Au regard de la solution apportée au litige, l’exécution provisoire de l’article 515 du code de procédure civile n’apparaît pas nécessaire et ne sera pas ordonnée.

Sur les dépens et les frais irrépétibles

Les époux X, qui succombent à l’instance au principal, seront condamnés aux dépens de celle-ci, conformément aux dispositions de l’article 696 du code de procédure civile. Le conseil de la société COSMOSPACE qui en a fait la demande sera autorisé à recouvrer directement ceux des dépens dont il a fait l’avance sans en avoir reçu provision conformément aux termes de l’article 699 du même code.

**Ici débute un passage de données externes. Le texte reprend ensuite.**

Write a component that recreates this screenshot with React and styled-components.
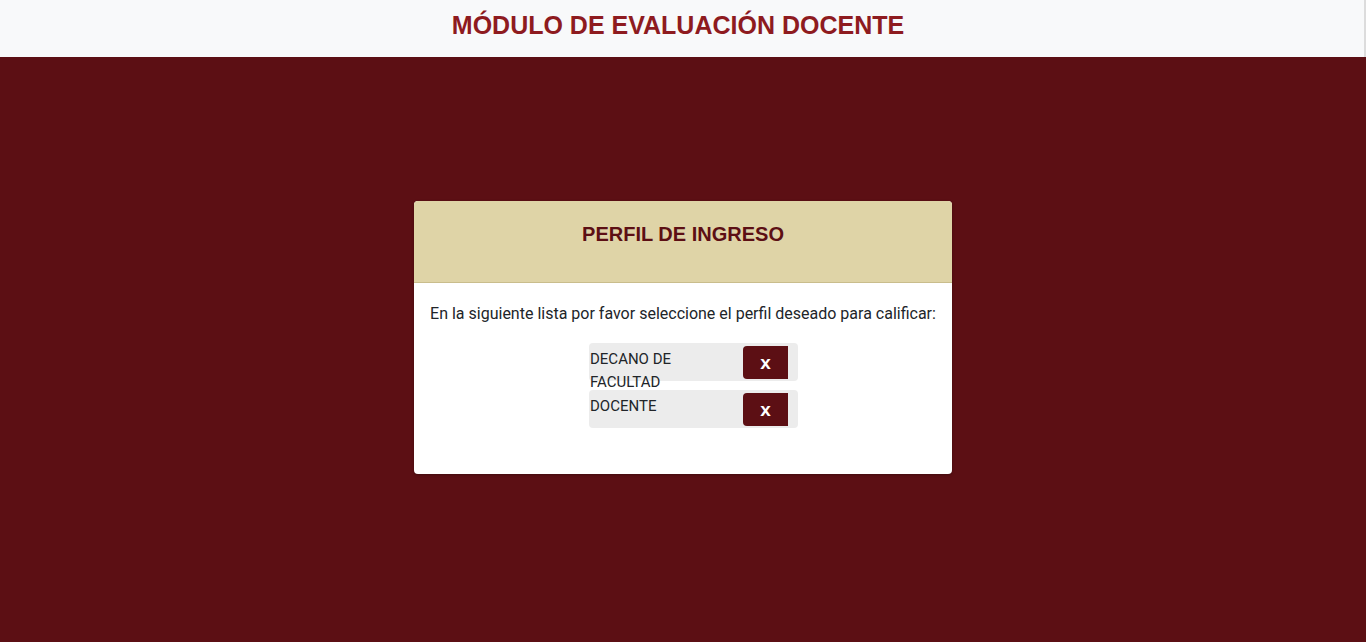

L’équité commande en l’espèce, au regard des difficultés financières rencontrées par les époux X, une dispense d’indemnisation au profit de la société COSMOSPACE du chef des frais exposés dans la présente instance pour faire valoir sa défense et non compris dans les dépens, conformément aux dispositions de l’article 700 du même code.

PAR CES MOTIFS,

LE TRIBUNAL,

Statuant publiquement, par jugement contradictoire et en premier ressort,

Vu les articles 1109 et 1116 du code civil,

Vu l’article 1382 du code civil,

DÉBOUTE Monsieur D X et Madame Y C, épouse X de leurs demandes tendant à l’annulation du contrat conclu avec la S.A.S. COSMOSPACE et à la restitution des sommes versées en exécution de ce contrat,

DÉBOUTE Monsieur D X et Madame Y C, épouse X de leur demande de dommages et intérêts supplémentaires,

Vu l’article 122 du code de procédure civile,

Vu l’article L137-2 du code de la consommation,

DIT la S.A.S COSMOSPACE irrecevable en sa demande en paiement, prescrite,

Vu les articles 515, 695 et suivants et 700 du code de procédure civile,

DIT n’y avoir lieu à exécution provisoire,

CONDAMNE Monsieur D X et Madame Y C, épouse X aux dépens de l’instance, et AUTORISE la S.C.P. C.R.T.D. à recouvrer directement ceux des dépens dont elle a fait l’avance sans en avoir reçu provision,

DISPENSE Monsieur D X et Madame Y C, épouse X d’indemnisation de la S.A.S. COSMOSPACE au titre de ses frais irrépétibles.

La minute a été signée par A B, Vice-Président, et par Emel BOUFLIJA, Greffier présent lors du prononcé le 28 avril 2015.